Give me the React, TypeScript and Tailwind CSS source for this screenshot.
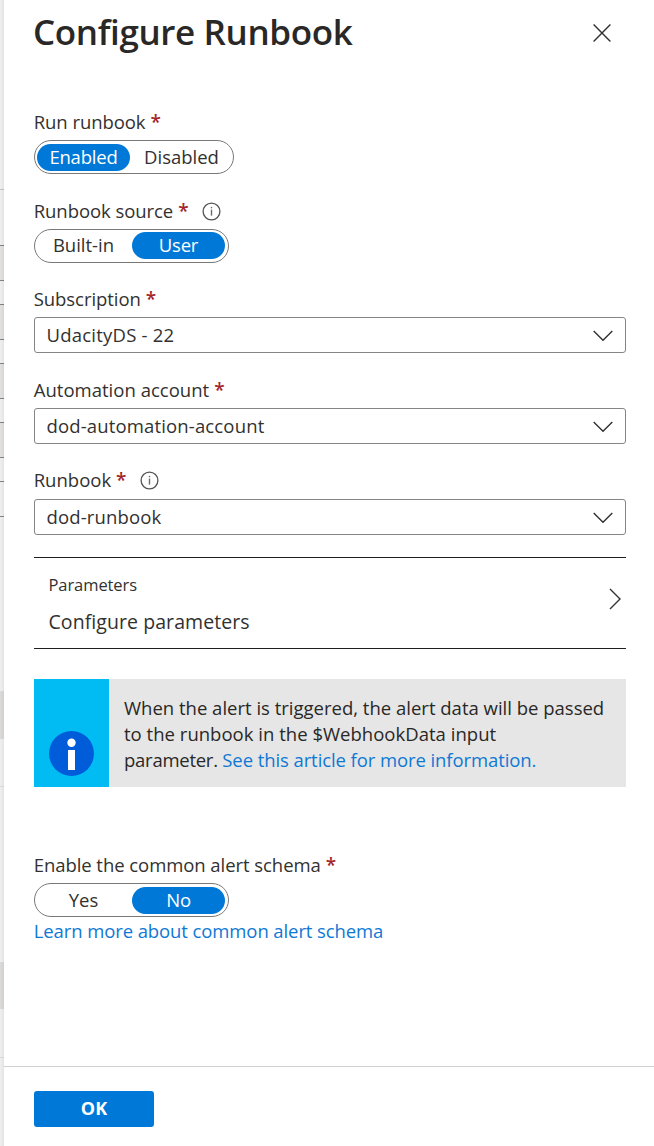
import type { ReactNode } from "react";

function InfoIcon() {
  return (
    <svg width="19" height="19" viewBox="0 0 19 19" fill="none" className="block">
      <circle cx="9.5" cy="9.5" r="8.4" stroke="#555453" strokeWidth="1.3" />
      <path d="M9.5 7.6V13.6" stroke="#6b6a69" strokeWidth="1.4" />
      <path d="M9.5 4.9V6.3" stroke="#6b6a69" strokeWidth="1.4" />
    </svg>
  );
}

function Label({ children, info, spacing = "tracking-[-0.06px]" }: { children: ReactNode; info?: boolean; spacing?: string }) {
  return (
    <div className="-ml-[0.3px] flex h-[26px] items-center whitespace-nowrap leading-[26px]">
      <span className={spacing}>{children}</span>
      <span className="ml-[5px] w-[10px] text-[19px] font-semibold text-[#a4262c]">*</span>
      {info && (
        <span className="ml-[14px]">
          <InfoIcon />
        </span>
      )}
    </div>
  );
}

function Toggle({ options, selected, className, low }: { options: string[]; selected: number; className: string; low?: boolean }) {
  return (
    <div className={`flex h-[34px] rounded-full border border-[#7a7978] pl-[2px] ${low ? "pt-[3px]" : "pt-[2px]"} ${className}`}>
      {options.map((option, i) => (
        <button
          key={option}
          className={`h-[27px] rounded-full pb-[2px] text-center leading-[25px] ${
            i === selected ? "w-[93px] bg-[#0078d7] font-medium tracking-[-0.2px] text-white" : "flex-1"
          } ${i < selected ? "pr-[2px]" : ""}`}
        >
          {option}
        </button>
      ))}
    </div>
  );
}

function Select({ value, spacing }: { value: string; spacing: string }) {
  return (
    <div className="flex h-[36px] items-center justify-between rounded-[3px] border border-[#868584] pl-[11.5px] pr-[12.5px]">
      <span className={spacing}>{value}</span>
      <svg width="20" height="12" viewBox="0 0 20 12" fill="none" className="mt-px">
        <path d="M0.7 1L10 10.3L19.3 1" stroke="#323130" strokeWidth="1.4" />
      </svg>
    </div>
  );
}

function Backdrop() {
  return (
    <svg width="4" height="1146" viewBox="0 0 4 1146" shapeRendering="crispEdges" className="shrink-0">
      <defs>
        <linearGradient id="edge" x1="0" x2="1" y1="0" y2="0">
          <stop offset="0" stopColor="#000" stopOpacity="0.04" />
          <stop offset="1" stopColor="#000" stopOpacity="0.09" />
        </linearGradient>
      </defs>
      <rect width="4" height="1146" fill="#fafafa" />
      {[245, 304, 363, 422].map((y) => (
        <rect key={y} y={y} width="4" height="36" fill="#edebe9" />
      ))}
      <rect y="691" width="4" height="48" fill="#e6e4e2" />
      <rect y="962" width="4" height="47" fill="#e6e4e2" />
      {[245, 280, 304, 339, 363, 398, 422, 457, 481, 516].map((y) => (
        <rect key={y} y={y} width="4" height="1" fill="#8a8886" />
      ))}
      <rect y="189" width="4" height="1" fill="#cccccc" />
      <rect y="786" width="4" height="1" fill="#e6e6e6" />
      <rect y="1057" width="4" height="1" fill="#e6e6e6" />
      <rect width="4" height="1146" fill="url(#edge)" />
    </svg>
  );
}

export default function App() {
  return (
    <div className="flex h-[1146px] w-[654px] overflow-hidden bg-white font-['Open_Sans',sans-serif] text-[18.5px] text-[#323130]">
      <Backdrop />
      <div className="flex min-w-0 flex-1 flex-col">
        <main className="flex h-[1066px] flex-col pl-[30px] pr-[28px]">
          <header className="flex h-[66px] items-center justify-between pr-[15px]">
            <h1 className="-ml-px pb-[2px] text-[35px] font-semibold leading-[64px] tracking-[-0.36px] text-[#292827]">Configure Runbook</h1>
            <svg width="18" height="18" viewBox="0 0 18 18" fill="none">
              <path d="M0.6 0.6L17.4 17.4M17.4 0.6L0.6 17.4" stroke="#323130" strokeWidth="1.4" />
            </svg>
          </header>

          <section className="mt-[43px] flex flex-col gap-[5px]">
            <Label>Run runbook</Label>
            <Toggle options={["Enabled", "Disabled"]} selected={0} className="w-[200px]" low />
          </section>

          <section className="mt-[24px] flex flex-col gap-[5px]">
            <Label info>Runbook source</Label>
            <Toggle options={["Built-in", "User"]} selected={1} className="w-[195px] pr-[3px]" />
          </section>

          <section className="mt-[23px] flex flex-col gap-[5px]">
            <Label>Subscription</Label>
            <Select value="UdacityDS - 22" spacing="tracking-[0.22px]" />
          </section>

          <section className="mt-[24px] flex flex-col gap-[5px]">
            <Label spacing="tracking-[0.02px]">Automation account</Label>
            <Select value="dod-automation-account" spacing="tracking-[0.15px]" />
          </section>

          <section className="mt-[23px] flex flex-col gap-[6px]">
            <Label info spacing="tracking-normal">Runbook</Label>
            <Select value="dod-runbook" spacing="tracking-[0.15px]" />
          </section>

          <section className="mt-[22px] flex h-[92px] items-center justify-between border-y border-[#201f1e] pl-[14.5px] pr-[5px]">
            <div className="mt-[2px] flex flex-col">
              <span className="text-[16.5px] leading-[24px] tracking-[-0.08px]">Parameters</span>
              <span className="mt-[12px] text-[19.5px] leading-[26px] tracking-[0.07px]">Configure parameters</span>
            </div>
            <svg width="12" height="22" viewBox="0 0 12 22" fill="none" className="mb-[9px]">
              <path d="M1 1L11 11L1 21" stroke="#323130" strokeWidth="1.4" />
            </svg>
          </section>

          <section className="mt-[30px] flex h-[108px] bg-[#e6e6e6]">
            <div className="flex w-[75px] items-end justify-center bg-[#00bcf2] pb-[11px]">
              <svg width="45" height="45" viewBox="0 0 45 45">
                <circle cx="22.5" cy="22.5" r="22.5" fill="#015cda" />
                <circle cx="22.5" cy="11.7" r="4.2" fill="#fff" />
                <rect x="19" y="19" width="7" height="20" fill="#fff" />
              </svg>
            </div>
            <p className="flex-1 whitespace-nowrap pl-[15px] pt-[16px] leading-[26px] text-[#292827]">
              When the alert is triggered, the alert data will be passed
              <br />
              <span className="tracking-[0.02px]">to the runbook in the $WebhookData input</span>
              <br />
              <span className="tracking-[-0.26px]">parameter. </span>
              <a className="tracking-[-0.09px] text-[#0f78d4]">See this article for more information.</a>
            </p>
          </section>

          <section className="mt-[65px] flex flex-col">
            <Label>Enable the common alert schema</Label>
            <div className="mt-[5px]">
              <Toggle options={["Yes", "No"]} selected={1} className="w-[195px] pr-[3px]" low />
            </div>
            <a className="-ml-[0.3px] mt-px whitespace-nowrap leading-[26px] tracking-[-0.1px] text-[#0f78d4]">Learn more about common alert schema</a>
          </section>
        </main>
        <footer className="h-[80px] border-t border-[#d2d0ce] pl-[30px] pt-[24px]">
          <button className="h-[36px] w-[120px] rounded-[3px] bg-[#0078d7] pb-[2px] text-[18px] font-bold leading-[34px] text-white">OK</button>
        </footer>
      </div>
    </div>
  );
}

=====

(To be done):
Each line of the material must be retyped exactly, except that images are omitted.

(Worked answer):
Give me the React, TypeScript and Tailwind CSS source for this screenshot.
import type { ReactNode } from "react";

function InfoIcon() {
  return (
    <svg width="19" height="19" viewBox="0 0 19 19" fill="none" className="block">
      <circle cx="9.5" cy="9.5" r="8.4" stroke="#555453" strokeWidth="1.3" />
      <path d="M9.5 7.6V13.6" stroke="#6b6a69" strokeWidth="1.4" />
      <path d="M9.5 4.9V6.3" stroke="#6b6a69" strokeWidth="1.4" />
    </svg>
  );
}

function Label({ children, info, spacing = "tracking-[-0.06px]" }: { children: ReactNode; info?: boolean; spacing?: string }) {
  return (
    <div className="-ml-[0.3px] flex h-[26px] items-center whitespace-nowrap leading-[26px]">
      <span className={spacing}>{children}</span>
      <span className="ml-[5px] w-[10px] text-[19px] font-semibold text-[#a4262c]">*</span>
      {info && (
        <span className="ml-[14px]">
          <InfoIcon />
        </span>
      )}
    </div>
  );
}

function Toggle({ options, selected, className, low }: { options: string[]; selected: number; className: string; low?: boolean }) {
  return (
    <div className={`flex h-[34px] rounded-full border border-[#7a7978] pl-[2px] ${low ? "pt-[3px]" : "pt-[2px]"} ${className}`}>
      {options.map((option, i) => (
        <button
          key={option}
          className={`h-[27px] rounded-full pb-[2px] text-center leading-[25px] ${
            i === selected ? "w-[93px] bg-[#0078d7] font-medium tracking-[-0.2px] text-white" : "flex-1"
          } ${i < selected ? "pr-[2px]" : ""}`}
        >
          {option}
        </button>
      ))}
    </div>
  );
}

function Select({ value, spacing }: { value: string; spacing: string }) {
  return (
    <div className="flex h-[36px] items-center justify-between rounded-[3px] border border-[#868584] pl-[11.5px] pr-[12.5px]">
      <span className={spacing}>{value}</span>
      <svg width="20" height="12" viewBox="0 0 20 12" fill="none" className="mt-px">
        <path d="M0.7 1L10 10.3L19.3 1" stroke="#323130" strokeWidth="1.4" />
      </svg>
    </div>
  );
}

function Backdrop() {
  return (
    <svg width="4" height="1146" viewBox="0 0 4 1146" shapeRendering="crispEdges" className="shrink-0">
      <defs>
        <linearGradient id="edge" x1="0" x2="1" y1="0" y2="0">
          <stop offset="0" stopColor="#000" stopOpacity="0.04" />
          <stop offset="1" stopColor="#000" stopOpacity="0.09" />
        </linearGradient>
      </defs>
      <rect width="4" height="1146" fill="#fafafa" />
      {[245, 304, 363, 422].map((y) => (
        <rect key={y} y={y} width="4" height="36" fill="#edebe9" />
      ))}
      <rect y="691" width="4" height="48" fill="#e6e4e2" />
      <rect y="962" width="4" height="47" fill="#e6e4e2" />
      {[245, 280, 304, 339, 363, 398, 422, 457, 481, 516].map((y) => (
        <rect key={y} y={y} width="4" height="1" fill="#8a8886" />
      ))}
      <rect y="189" width="4" height="1" fill="#cccccc" />
      <rect y="786" width="4" height="1" fill="#e6e6e6" />
      <rect y="1057" width="4" height="1" fill="#e6e6e6" />
      <rect width="4" height="1146" fill="url(#edge)" />
    </svg>
  );
}

export default function App() {
  return (
    <div className="flex h-[1146px] w-[654px] overflow-hidden bg-white font-['Open_Sans',sans-serif] text-[18.5px] text-[#323130]">
      <Backdrop />
      <div className="flex min-w-0 flex-1 flex-col">
        <main className="flex h-[1066px] flex-col pl-[30px] pr-[28px]">
          <header className="flex h-[66px] items-center justify-between pr-[15px]">
            <h1 className="-ml-px pb-[2px] text-[35px] font-semibold leading-[64px] tracking-[-0.36px] text-[#292827]">Configure Runbook</h1>
            <svg width="18" height="18" viewBox="0 0 18 18" fill="none">
              <path d="M0.6 0.6L17.4 17.4M17.4 0.6L0.6 17.4" stroke="#323130" strokeWidth="1.4" />
            </svg>
          </header>

          <section className="mt-[43px] flex flex-col gap-[5px]">
            <Label>Run runbook</Label>
            <Toggle options={["Enabled", "Disabled"]} selected={0} className="w-[200px]" low />
          </section>

          <section className="mt-[24px] flex flex-col gap-[5px]">
            <Label info>Runbook source</Label>
            <Toggle options={["Built-in", "User"]} selected={1} className="w-[195px] pr-[3px]" />
          </section>

          <section className="mt-[23px] flex flex-col gap-[5px]">
            <Label>Subscription</Label>
            <Select value="UdacityDS - 22" spacing="tracking-[0.22px]" />
          </section>

          <section className="mt-[24px] flex flex-col gap-[5px]">
            <Label spacing="tracking-[0.02px]">Automation account</Label>
            <Select value="dod-automation-account" spacing="tracking-[0.15px]" />
          </section>

          <section className="mt-[23px] flex flex-col gap-[6px]">
            <Label info spacing="tracking-normal">Runbook</Label>
            <Select value="dod-runbook" spacing="tracking-[0.15px]" />
          </section>

          <section className="mt-[22px] flex h-[92px] items-center justify-between border-y border-[#201f1e] pl-[14.5px] pr-[5px]">
            <div className="mt-[2px] flex flex-col">
              <span className="text-[16.5px] leading-[24px] tracking-[-0.08px]">Parameters</span>
              <span className="mt-[12px] text-[19.5px] leading-[26px] tracking-[0.07px]">Configure parameters</span>
            </div>
            <svg width="12" height="22" viewBox="0 0 12 22" fill="none" className="mb-[9px]">
              <path d="M1 1L11 11L1 21" stroke="#323130" strokeWidth="1.4" />
            </svg>
          </section>

          <section className="mt-[30px] flex h-[108px] bg-[#e6e6e6]">
            <div className="flex w-[75px] items-end justify-center bg-[#00bcf2] pb-[11px]">
              <svg width="45" height="45" viewBox="0 0 45 45">
                <circle cx="22.5" cy="22.5" r="22.5" fill="#015cda" />
                <circle cx="22.5" cy="11.7" r="4.2" fill="#fff" />
                <rect x="19" y="19" width="7" height="20" fill="#fff" />
              </svg>
            </div>
            <p className="flex-1 whitespace-nowrap pl-[15px] pt-[16px] leading-[26px] text-[#292827]">
              When the alert is triggered, the alert data will be passed
              <br />
              <span className="tracking-[0.02px]">to the runbook in the $WebhookData input</span>
              <br />
              <span className="tracking-[-0.26px]">parameter. </span>
              <a className="tracking-[-0.09px] text-[#0f78d4]">See this article for more information.</a>
            </p>
          </section>

          <section className="mt-[65px] flex flex-col">
            <Label>Enable the common alert schema</Label>
            <div className="mt-[5px]">
              <Toggle options={["Yes", "No"]} selected={1} className="w-[195px] pr-[3px]" low />
            </div>
            <a className="-ml-[0.3px] mt-px whitespace-nowrap leading-[26px] tracking-[-0.1px] text-[#0f78d4]">Learn more about common alert schema</a>
          </section>
        </main>
        <footer className="h-[80px] border-t border-[#d2d0ce] pl-[30px] pt-[24px]">
          <button className="h-[36px] w-[120px] rounded-[3px] bg-[#0078d7] pb-[2px] text-[18px] font-bold leading-[34px] text-white">OK</button>
        </footer>
      </div>
    </div>
  );
}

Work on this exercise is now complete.